Damos Room x LYAM - Data Ponzi [Accidental Jr/Bandcamp]
Damos Room x LYAM - EIN [Accidental Jr/Bandcamp]
London's Damos Room are an experimental trio who exist somewhere between underground hip-hop, noise, glitch and art - don't be put off by the offline Twitch embed on the front page of their website; every time you click "Rooms In Your Area" you get another of their seemingly endless bizarro videos, which give you a bit of a taste of where they're at. They were meant to team up with innovative UK rap experimentalist LYAM (Liam Harris-Williams) a couple of years ago, but somewhere a long the way a hard drive malfunction lost them a lot of the resulting material (multiple backups everyone! One local and at least one in the cloud! Don't avoid this), and we can be grateful for this loss as we get the excellent EIN EP (it stands for "Everything Is Noise") as a result. Released by Accidental Jr as part of their Room 2 series (a sub-label of a sub-label?), the EP eschews any vocals, instead being constructed from fidgety beats and mostly rhythmic noise samples. It's not representative of either artist's sound, but while that's part of the pleasure of it, it's also well worth looking into both more deeply.

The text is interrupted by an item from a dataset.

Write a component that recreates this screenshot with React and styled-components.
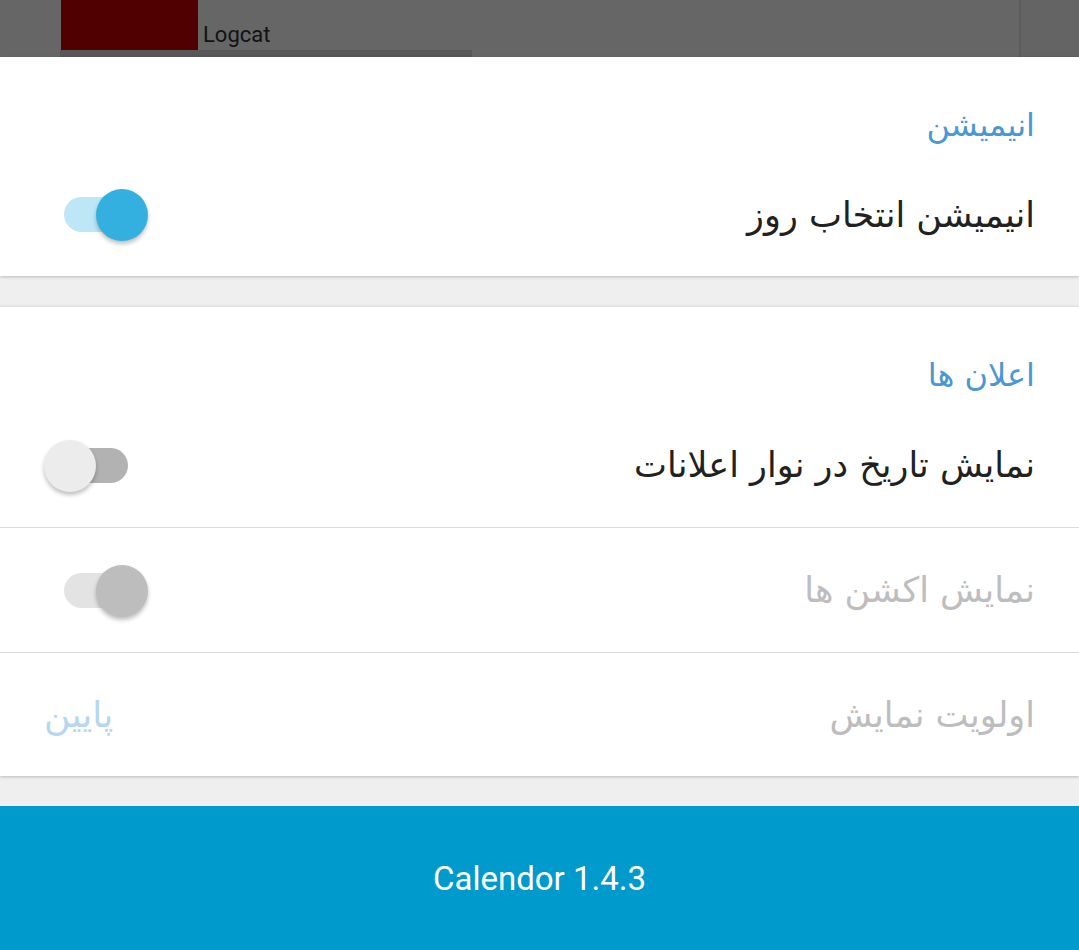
import React from 'react'
import styled, { createGlobalStyle } from 'styled-components'

const GlobalStyle = createGlobalStyle`
  html, body {
    margin: 0;
    padding: 0;
    background: #efefef;
  }
  body {
    font-family: "DejaVu Sans", "Noto Sans", sans-serif;
  }
`

function Switch({ on, disabled }) {
  return (
    <SwitchTrack $on={on} $disabled={disabled}>
      <SwitchThumb $on={on} $disabled={disabled} />
    </SwitchTrack>
  )
}

function App() {
  return (
    <Page>
      <GlobalStyle />
      <DimBar>
        <DimLeft>
          <DimRow>
            <RedBox />
            <LogcatLabel>Logcat</LogcatLabel>
          </DimRow>
          <DimStrip />
        </DimLeft>
        <DimRight />
      </DimBar>

      <Card>
        <SectionTitle>انیمیشن</SectionTitle>
        <Row>
          <Label>انیمیشن انتخاب روز</Label>
          <Switch on />
        </Row>
      </Card>

      <Gap />

      <Card $topLine>
        <SectionTitle>اعلان ها</SectionTitle>
        <Row $divider>
          <Label>نمایش تاریخ در نوار اعلانات</Label>
          <Switch />
        </Row>
        <Row $divider>
          <Label $disabled>نمایش اکشن ها</Label>
          <Switch on disabled />
        </Row>
        <Row>
          <Label $disabled>اولویت نمایش</Label>
          <Value>پایین</Value>
        </Row>
      </Card>

      <Gap />

      <Footer>Calendor 1.4.3</Footer>
    </Page>
  )
}

export default App

const Page = styled.div`
  width: 1079px;
  height: 950px;
  display: flex;
  flex-direction: column;
  background: #efefef;
  overflow: hidden;
`

const DimBar = styled.div`
  height: 57px;
  flex-shrink: 0;
  display: flex;
  background: #666666;
`

const DimLeft = styled.div`
  flex: 1;
  display: flex;
  flex-direction: column;
`

const DimRow = styled.div`
  height: 50px;
  display: flex;
  align-items: flex-end;
  padding-left: 61px;
`

const RedBox = styled.div`
  width: 137px;
  height: 50px;
  background: #500000;
`

const LogcatLabel = styled.span`
  font-family: Roboto, "Liberation Sans", sans-serif;
  font-size: 22px;
  line-height: 26px;
  color: #121212;
  margin-left: 5px;
  padding-bottom: 2px;
`

const DimStrip = styled.div`
  height: 7px;
  width: 412px;
  margin-left: 60px;
  background: #585858;
`

const DimRight = styled.div`
  width: 58px;
  border-left: 2px solid #5c5c5c;
  background: #646464;
`

const Card = styled.div`
  direction: rtl;
  flex-shrink: 0;
  background: #ffffff;
  box-shadow: 0 1px 3px rgba(0, 0, 0, 0.22);
  border-top: ${p => (p.$topLine ? '1px solid #e2e2e2' : 'none')};
  position: relative;
`

const SectionTitle = styled.div`
  height: 96px;
  box-sizing: border-box;
  padding: 47px 44px 0 0;
  font-size: 32px;
  line-height: 42px;
  color: #4a97d4;
`

const Row = styled.div`
  box-sizing: border-box;
  display: flex;
  align-items: center;
  justify-content: space-between;
  padding: 0 44px 0 44px;
  border-bottom: ${p => (p.$divider ? '1px solid #dcdcdc' : 'none')};
  height: ${p => (p.$divider ? '125px' : '123px')};
`

const Label = styled.div`
  font-size: 35px;
  line-height: 44px;
  color: ${p => (p.$disabled ? '#bdbdbd' : '#212121')};
`

const Value = styled.div`
  font-size: 36px;
  line-height: 44px;
  color: #b6d7ef;
`

const SwitchTrack = styled.div`
  position: relative;
  width: 64px;
  height: 35px;
  margin-left: 20px;
  border-radius: 18px;
  background: ${p =>
    p.$disabled ? '#e3e3e3' : p.$on ? '#bde6f6' : '#b2b2b2'};
`

const SwitchThumb = styled.div`
  position: absolute;
  top: -8px;
  left: ${p => (p.$on ? '32px' : '-20px')};
  width: 52px;
  height: 52px;
  border-radius: 50%;
  background: ${p =>
    p.$disabled ? '#bdbdbd' : p.$on ? '#33b0e0' : '#ececec'};
  box-shadow: 0 3px 4px rgba(0, 0, 0, 0.25);
`

const Gap = styled.div`
  height: 30px;
  flex-shrink: 0;
`

const Footer = styled.div`
  flex: 1;
  display: flex;
  align-items: center;
  justify-content: center;
  background: #009acd;
  color: #ffffff;
  font-family: Roboto, "Liberation Sans", sans-serif;
  font-size: 33px;
`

Nondi_ - FCD (Floaty Cloud Dream) [Planet µ/Bandcamp]
Johnstown, Pennsylvania artist Tatiana Triplin is the latest signing to Planet µ, combining the IDM & experimental roots of the label with its footwork archivism - although footwork is only one input into her music, which feeds influences like breakcore and Detroit techno through a hazy vaporwave fog. Triplin runs the netlabel HRR, specialising in "Web Folk, Nightcore, and Dubst", and given how much of Nondi_'s music appears on the label, those lovely terms can handily be applied to her own music: this first single hints at club music somewhere behind the clouds of audio debris. The album is an evocation of life in Johnstown, dominated by the impact of the 1977 floods which saw the town's economic base from the Bethlehem Steel Company withdrawn - a classic failure of capitalism which is in fact capitalism doing just what it's designed to do.

Santa Muerte - Coahuiltecan [Hyperdub/Bandcamp]
Mexican-raised Panch Briones, now based in Houston, Texas, and brings a Central American aspect to music that's influenced by the low-slung hip-hop and trap of his hometown as well as the more experimental electronics that Hyperdub has often championed.

Acid Arab - Leila Feat Sofiane Saidi [Crammed Discs/Bandcamp]
٣ is the Arabic numeral 3, and naturally is the third album from Algerian-French collective Acid Arab (it's officially parenthetically titled "Trois"). The band insist that "this is not fusion. this is not a mix. this is a meeting ?", which is reassuring as European-initiated club music versions of MENA music can be uncomfortably colonial. This is not the Amazigh-Tunisian dubby club music of Azu Tiwaline, or the bass music with North African/Arabic themes of Cassablanca producer 3xOJ. But AMMAR 808, the excellent Denmark-based Tunisian producer, does appear here, along with many Algerian and other musicians from the region. Indeed the legendary Rachid Taha turns up on one track, but tonight we heard squiggly club-ready Arabic melodies underscoring the gruff rapping of contemporary French-Algerian vocalist Sofiane Saidi, who has worked with Acid Arab since their first album. The white French DJs who initiated the band heard sounds in Arabic and North African music that gelled with acid house, and tracks like these certainly make a case for this fusion, but it's hard to avoid the idea that it's still a "fusion".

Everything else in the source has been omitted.